Seasonal inflow in 2000 and 2085 with the 2000 power system infrastructure. Normal year production for 2000 based on Nordel (2001) and IEA (1998, 2002). Percentage numbers are total annual direct changes

In the Nordic and Alpine countries, most of the inflow is received in the summer because winter precipitation falls as snow and is only usable for electricity production when it melts. These countries all expect an increase in winter inflow in 2,085, mostly due to higher temperatures. In Southern Europe, summer inflow decreases as a result of both less precipitation and higher temperatures. The main pattern is a shift in inflow from Southern to Northern Europe, and from summer to winter, exactly mirroring the demand changes.

2.3 The Carnot effect

The efficiency of thermal power plants depends on the temperature of the water used for cooling; the hotter the water, the lower is efficiency.

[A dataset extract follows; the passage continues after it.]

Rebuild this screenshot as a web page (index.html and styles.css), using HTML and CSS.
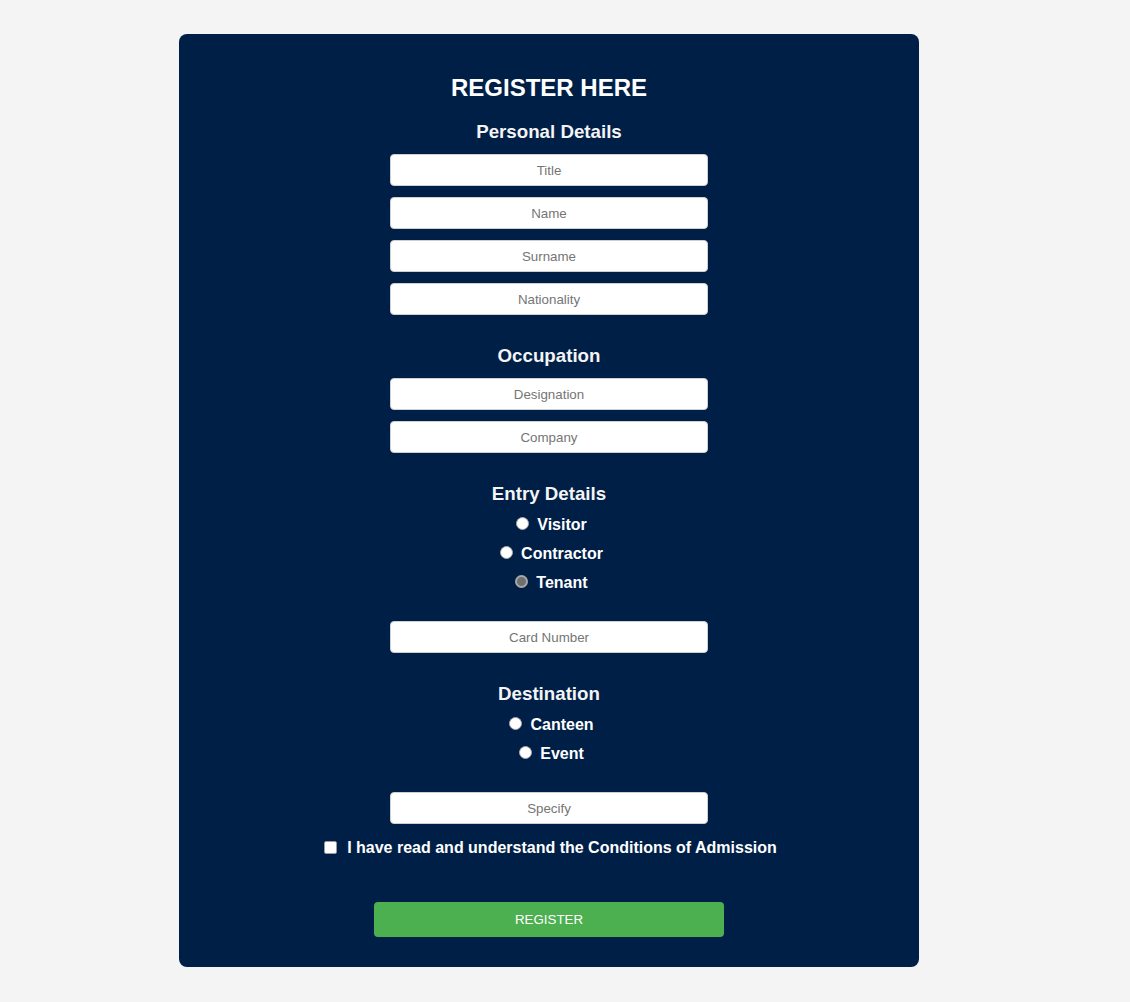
FILE: index.html
```html
<!DOCTYPE html>
<html lang="en">
<head>
<meta charset="utf-8">
<title>Register</title>
<link rel="stylesheet" href="styles.css">
</head>
<body>
<div class="page">
  <form class="card">
    <h1 class="title">REGISTER HERE</h1>

    <h3 class="section first">Personal Details</h3>
    <div class="fields">
      <input class="field" type="text" placeholder="Title">
      <input class="field" type="text" placeholder="Name">
      <input class="field" type="text" placeholder="Surname">
      <input class="field" type="text" placeholder="Nationality">
    </div>

    <h3 class="section">Occupation</h3>
    <div class="fields">
      <input class="field" type="text" placeholder="Designation">
      <input class="field" type="text" placeholder="Company">
    </div>

    <h3 class="section radio-head">Entry Details</h3>
    <div class="radios">
      <label class="radio-row"><input class="radio" type="radio" name="entry"><span class="radio-text">Visitor</span></label>
      <label class="radio-row"><input class="radio" type="radio" name="entry"><span class="radio-text">Contractor</span></label>
      <label class="radio-row"><input class="radio hover" type="radio" name="entry"><span class="radio-text">Tenant</span></label>
    </div>
    <input class="field after-radios" type="text" placeholder="Card Number">

    <h3 class="section radio-head">Destination</h3>
    <div class="radios">
      <label class="radio-row"><input class="radio" type="radio" name="dest"><span class="radio-text">Canteen</span></label>
      <label class="radio-row"><input class="radio" type="radio" name="dest"><span class="radio-text">Event</span></label>
    </div>
    <input class="field after-radios" type="text" placeholder="Specify">

    <label class="agree"><input class="check" type="checkbox"><span class="agree-text">I have read and understand the Conditions of Admission</span></label>

    <button class="submit" type="button">REGISTER</button>
  </form>
</div>
</body>
</html>
```

FILE: styles.css
```css
html, body {
  margin: 0;
  padding: 0;
  background: #f4f4f4;
  font-family: "Liberation Sans", Arial, sans-serif;
}

.page {
  display: flex;
  padding: 34px 0 35px 179px;
}

.card {
  width: 740px;
  box-sizing: border-box;
  background: #001f47;
  border-radius: 8px;
  padding: 40px 0 30px;
  display: flex;
  flex-direction: column;
  align-items: center;
  margin: 0;
}

.title {
  margin: 0;
  font-size: 24px;
  line-height: 28px;
  font-weight: bold;
  color: #ffffff;
}

.section {
  margin: 30px 0 11px;
  font-size: 18.72px;
  line-height: 22px;
  font-weight: bold;
  color: #f4f4f4;
}

.section.first {
  margin-top: 19px;
}

.section.radio-head {
  margin-bottom: 5px;
}

.fields {
  display: flex;
  flex-direction: column;
  gap: 11px;
}

.field {
  display: block;
  width: 318px;
  height: 32px;
  box-sizing: border-box;
  border: 1px solid #cfcfcf;
  border-radius: 4px;
  background: #ffffff;
  text-align: center;
  font-family: "Liberation Sans", Arial, sans-serif;
  font-size: 13.33px;
  color: #222;
  padding: 0 8px;
  margin: 0;
}

.field::placeholder {
  color: #757575;
}

.field.after-radios {
  margin-top: 24px;
}

.radios {
  display: flex;
  flex-direction: column;
  align-items: center;
}

.radio-row {
  display: flex;
  align-items: center;
  justify-content: center;
  height: 29px;
  color: #ffffff;
  font-size: 16px;
  font-weight: bold;
}

.radio {
  appearance: none;
  -webkit-appearance: none;
  width: 13px;
  height: 13px;
  box-sizing: border-box;
  margin: 0 3px 0 5px;
  border: 1px solid #a8a8a8;
  border-radius: 50%;
  background: #ffffff;
  position: relative;
  top: -1px;
}

.radio.hover {
  border: 2px solid #a8a8a8;
  background: #6f6f6f;
}

.radio-text {
  margin-left: 5px;
}

.agree {
  display: flex;
  align-items: center;
  justify-content: center;
  height: 20px;
  margin-top: 14px;
  color: #ffffff;
  font-size: 16px;
  font-weight: bold;
}

.check {
  appearance: none;
  -webkit-appearance: none;
  width: 13px;
  height: 13px;
  box-sizing: border-box;
  margin: 0 3px 0 3px;
  border: 1px solid #9a9a9a;
  border-radius: 2px;
  background: #ffffff;
  position: relative;
  top: -1px;
}

.agree-text {
  margin-left: 7px;
}

.submit {
  margin-top: 44px;
  width: 350px;
  height: 35px;
  border: none;
  border-radius: 4px;
  background: #4caf50;
  color: #ffffff;
  font-family: "Liberation Sans", Arial, sans-serif;
  font-size: 13.33px;
  cursor: pointer;
}
```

Atmospheric warming and changes in river flow are expected to affect river temperatures; see, for example, Mohseni et al. (1999), Mantua et al. (2010) and van Vliet et al. (2011).

Thermal efficiency is in theory linearly dependent on the temperature of the cooling water or cooling air, and thus the average efficiency of thermal plants will be reduced because of climate change – usually referred to as the Carnot effect. Under intense heat waves, nuclear plants may even need to close for safety reasons, this happened in France, Germany and Spain in 2006, and later in Sweden. The Carnot effect means that for the same amount of inputs, output is reduced. However, the Carnot effect will in general lead to a change in the amount of inputs through the market mechanism.

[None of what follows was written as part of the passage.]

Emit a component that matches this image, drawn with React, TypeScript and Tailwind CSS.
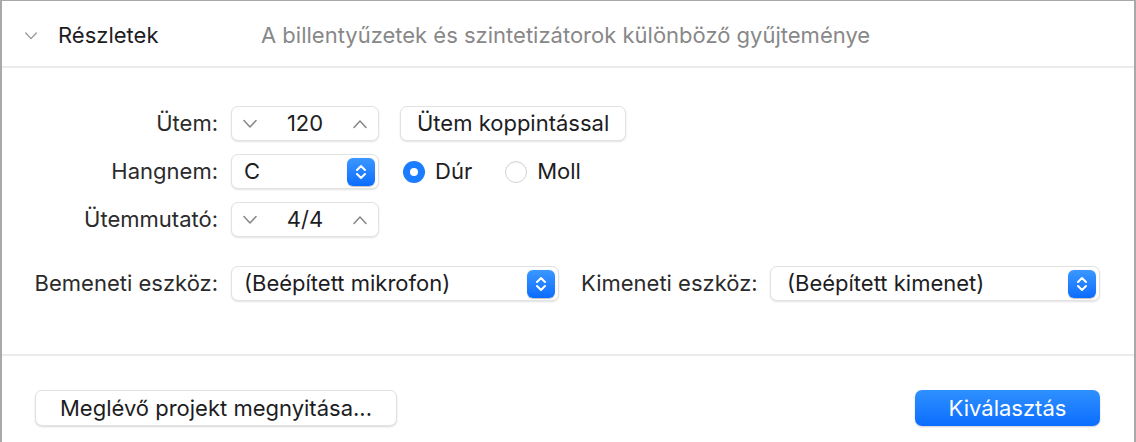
import { ReactNode } from 'react';

const font = { fontFamily: 'Inter, "Noto Sans", sans-serif' };

const Chevron = ({ up = false, className = '' }: { up?: boolean; className?: string }) => (
    <svg width="16" height="10" viewBox="0 0 16 10" className={className}>
        <path
            d={up ? 'M2 8.5 L8 2 L14 8.5' : 'M2 1.5 L8 8 L14 1.5'}
            fill="none"
            stroke="currentColor"
            strokeWidth="1.6"
            strokeLinecap="round"
            strokeLinejoin="round"
        />
    </svg>
);

const SelectArrows = () => (
    <span className="flex items-center justify-center w-[28px] h-[28px] rounded-[6px] bg-gradient-to-b from-[#3b97ff] to-[#0a6cff] shadow-[0_0.5px_1px_rgba(0,0,0,0.25)]">
        <svg width="14" height="20" viewBox="0 0 14 20">
            <path d="M3 8 L7 4 L11 8 M3 12 L7 16 L11 12" fill="none" stroke="white" strokeWidth="2" strokeLinecap="round" strokeLinejoin="round" />
        </svg>
    </span>
);

const Field = ({ className = '', children }: { className?: string; children: ReactNode }) => (
    <div
        className={`flex items-center h-[35px] bg-white rounded-[7px] border border-[#e2e2e2] shadow-[0_1px_2px_rgba(0,0,0,0.12)] ${className}`}
    >
        {children}
    </div>
);

const Stepper = ({ value }: { value: string }) => (
    <Field className="w-[148px] px-[10px] justify-between">
        <Chevron className="text-[#8a8a8a]" />
        <span className="text-[#1d1d1f] -mt-[1px]">{value}</span>
        <Chevron up className="text-[#8a8a8a]" />
    </Field>
);

const Select = ({ value, width, pad = 'pl-[12px]' }: { value: string; width: string; pad?: string }) => (
    <Field className={`${width} ${pad} pr-[3px] justify-between`}>
        <span className="text-[#1d1d1f] -mt-[1px]">{value}</span>
        <SelectArrows />
    </Field>
);

const Label = ({ children }: { children: ReactNode }) => (
    <span className="text-[#2b2b2b] text-right whitespace-nowrap">{children}</span>
);

const Radio = ({ checked, label }: { checked?: boolean; label: string }) => (
    <label className="flex items-center gap-[10px]">
        {checked ? (
            <span className="w-[22px] h-[22px] rounded-full bg-[#1a7dff] flex items-center justify-center">
                <span className="w-[8px] h-[8px] rounded-full bg-white" />
            </span>
        ) : (
            <span className="w-[22px] h-[22px] rounded-full bg-white border border-[#d4d4d4] shadow-[inset_0_1px_1px_rgba(0,0,0,0.06)]" />
        )}
        <span className="text-[#1d1d1f]">{label}</span>
    </label>
);

export default function App() {
    return (
        <div className="w-[1136px] h-[442px] bg-white overflow-hidden text-[22px]" style={font}>
            <div className="h-full border-t border-l-2 border-r-2 border-[#a9a9a9] flex flex-col">
                {/* Header */}
                <div className="h-[65px] flex items-center pl-[22px] pt-[4px] shrink-0">
                    <Chevron className="text-[#9a9a9a] w-[14px]" />
                    <span className="ml-[20px] w-[203px] text-[#1d1d1f]">Részletek</span>
                    <span className="text-[#888888]">A billentyűzetek és szintetizátorok különböző gyűjteménye</span>
                </div>
                <div className="h-[2px] bg-[#ebebeb] shrink-0" />

                {/* Settings */}
                <div className="flex-1 pt-[38px]">
                    <div className="grid grid-cols-[216px_auto] gap-x-[13px] gap-y-[13px] items-center">
                        <Label>Ütem:</Label>
                        <div className="flex items-center gap-[21px]">
                            <Stepper value="120" />
                            <button className="h-[35px] px-[16px] bg-white rounded-[7px] border border-[#e2e2e2] shadow-[0_1px_2px_rgba(0,0,0,0.12)] text-[#1d1d1f]">
                                Ütem koppintással
                            </button>
                        </div>

                        <Label>Hangnem:</Label>
                        <div className="flex items-center gap-[24px]">
                            <Select value="C" width="w-[148px]" />
                            <div className="flex items-center gap-[33px]">
                                <Radio checked label="Dúr" />
                                <Radio label="Moll" />
                            </div>
                        </div>

                        <Label>Ütemmutató:</Label>
                        <div>
                            <Stepper value="4/4" />
                        </div>
                    </div>

                    <div className="flex items-center mt-[29px]">
                        <div className="w-[216px] flex justify-end">
                            <Label>Bemeneti eszköz:</Label>
                        </div>
                        <div className="ml-[13px]">
                            <Select value="(Beépített mikrofon)" width="w-[328px]" />
                        </div>
                        <div className="ml-[22px] w-[176px]">
                            <Label>Kimeneti eszköz:</Label>
                        </div>
                        <div className="ml-[13px]">
                            <Select value="(Beépített kimenet)" width="w-[330px]" pad="pl-[16px]" />
                        </div>
                    </div>
                </div>

                <div className="h-[2px] bg-[#ebebeb] shrink-0" />

                {/* Footer */}
                <div className="h-[86px] shrink-0 flex items-start justify-between pt-[34px] pl-[33px] pr-[34px]">
                    <button className="h-[36px] w-[362px] bg-white rounded-[7px] border border-[#e2e2e2] shadow-[0_1px_2px_rgba(0,0,0,0.15)] text-[#1d1d1f]">
                        Meglévő projekt megnyitása...
                    </button>
                    <button className="h-[36px] w-[185px] rounded-[7px] bg-gradient-to-b from-[#2f90ff] to-[#0a6dff] text-white shadow-[0_1px_2px_rgba(0,0,0,0.2)]">
                        Kiválasztás
                    </button>
                </div>
            </div>
        </div>
    );
}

The first step in identifying the Carnot effect is to estimate the temperature changes. Benestad (2009) has estimates for 2,085 quarterly temperatures for the same cities as in Benestad (2008a). We have aggregated these to the seasons and countries in LIBEMOD; we find that the average 2,085 temperature (relative to 2000) increases by 3.0°C in summer and 2.8°C in winter.

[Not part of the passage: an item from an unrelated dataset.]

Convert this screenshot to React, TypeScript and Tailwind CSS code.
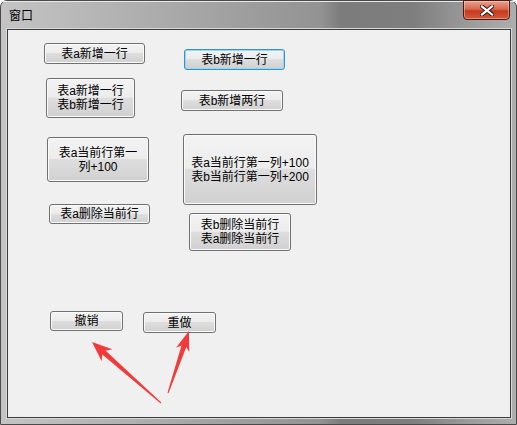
import React from "react";

type Btn = {
  x: number;
  y: number;
  w: number;
  h: number;
  lines: string[];
  focus?: boolean;
  lh?: string;
};

const font = { fontFamily: '"Liberation Sans", "Noto Sans CJK SC", sans-serif' };

function WinButton({ b }: { b: Btn }) {
  return (
    <div
      className={
        "absolute flex flex-col items-center justify-center rounded-[3px] border text-[12px] text-black " +
        (b.focus
          ? "border-[#3c8fcd] shadow-[inset_0_0_0_1px_#8fdcf8]"
          : "border-[#707070] shadow-[inset_0_0_0_1px_#fbfbfb]") +
        " bg-[linear-gradient(to_bottom,#f3f3f3_0%,#ececec_48%,#dedede_50%,#d0d0d0_100%)]"
      }
      style={{ left: b.x, top: b.y, width: b.w, height: b.h, ...font }}
    >
      <div className={(b.lh ?? "leading-[14px]") + " whitespace-nowrap text-center"}>
        {b.lines.map((l, i) => (
          <React.Fragment key={i}>
            {i > 0 && <br />}
            {l}
          </React.Fragment>
        ))}
      </div>
    </div>
  );
}

const buttons: Btn[] = [
  { x: 36, y: 13, w: 101, h: 21, lines: ["表a新增一行"] },
  { x: 38, y: 48, w: 89, h: 40, lines: ["表a新增一行", "表b新增一行"] },
  { x: 39, y: 107, w: 102, h: 45, lines: ["表a当前行第一", "列+100"] },
  { x: 41, y: 174, w: 101, h: 20, lines: ["表a删除当前行"] },
  { x: 176, y: 19, w: 101, h: 21, lines: ["表b新增一行"], focus: true },
  { x: 173, y: 60, w: 102, h: 21, lines: ["表b新增两行"] },
  {
    x: 175,
    y: 104,
    w: 134,
    h: 71,
    lines: ["表a当前行第一列+100", "表b当前行第一列+200"],
    lh: "leading-[14px]",
  },
  { x: 181, y: 183, w: 102, h: 38, lines: ["表b删除当前行", "表a删除当前行"] },
  { x: 42, y: 281, w: 73, h: 20, lines: ["撤销"] },
  { x: 135, y: 282, w: 73, h: 21, lines: ["重做"] },
];

export default function App() {
  return (
    <div className="relative h-[425px] w-[517px] overflow-hidden bg-white">
      <div className="flex h-[425px] w-[517px] flex-col rounded-t-[7px] border border-[#4a4a4a] bg-[linear-gradient(to_right,#c4c4c4_0%,#b0b0b0_25%,#9c9c9c_50%,#939393_62%,#7c7c7c_66%,#7e7e7e_80%,#9e9e9e_92%,#adadad_100%)]">
        {/* title bar */}
        <div className="relative flex h-[28px] items-center border-t border-[#e8e8e8] pl-[8px]">
          <span className="text-[12px] leading-none text-black" style={font}>
            窗口
          </span>
          <div className="absolute right-[6px] top-[-2px] flex h-[20px] w-[47px] items-center justify-center rounded-b-[4px] border border-[#4b1a10] bg-[linear-gradient(to_bottom,#e8a08e_0%,#d9684f_45%,#c43a1c_55%,#d5593a_100%)] shadow-[inset_0_0_0_1px_rgba(255,255,255,0.35)]">
            <svg width="14" height="11" viewBox="0 0 14 11">
              <path
                d="M2 1.5 L12 9.5 M12 1.5 L2 9.5"
                stroke="#3a1d17"
                strokeWidth="4.2"
                strokeLinecap="square"
              />
              <path
                d="M2 1.5 L12 9.5 M12 1.5 L2 9.5"
                stroke="#ffffff"
                strokeWidth="2.2"
                strokeLinecap="square"
              />
            </svg>
          </div>
        </div>
        {/* body frame */}
        <div className="flex flex-1 pb-[6px] pl-[6px] pr-[5px]">
          <div className="relative flex-1 border border-[#3c3c3c] bg-[#f0f0f0] shadow-[0_0_0_1px_#d8d8d8]">
            {buttons.map((b, i) => (
              <WinButton key={i} b={b} />
            ))}
          </div>
        </div>
      </div>
      <svg
        className="pointer-events-none absolute left-0 top-0"
        width="517"
        height="425"
        viewBox="0 0 517 425"
      >
        <polygon
          points="92,342 112.3,349.2 105.7,350.7 161.3,402.6 160.7,403.4 102.3,354.5 101.7,361.2"
          fill="#f23a3a"
        />
        <polygon
          points="189,331 189.2,352.1 186.3,347 168.5,393.2 167.5,392.8 181.5,345.4 176,347.7"
          fill="#f23a3a"
        />
      </svg>
    </div>
  );
}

The Mideksa and Kalbekken literature review found few studies that quantified the effect of temperature increase on thermal power efficiency. Yet, some studies are available; building on Durmayaz and Sogut (2006), Linnerud et al. (2009, 2011), and taking into account that the effect is not linear in temperature change, we obtain that thermal efficiency in 2085 is reduced by 1.8 (1.7) percent in summer (winter) in fossil plants, and reduced by 2.4 (2.3) percent in nuclear plants. Because plant efficiency differs in our numerical model LIBEMOD, the Carnot effect will be (slightly) different across technologies and countries. Note that the Carnot estimates are uncertain. They have been estimated on small samples (this is in particular the case for fossil fuel plants), and adaptation strategies of power producers, for example, installing water pumps or relocate, have not been taken into account. Still, we believe the Carnot effect should be included in the analysis.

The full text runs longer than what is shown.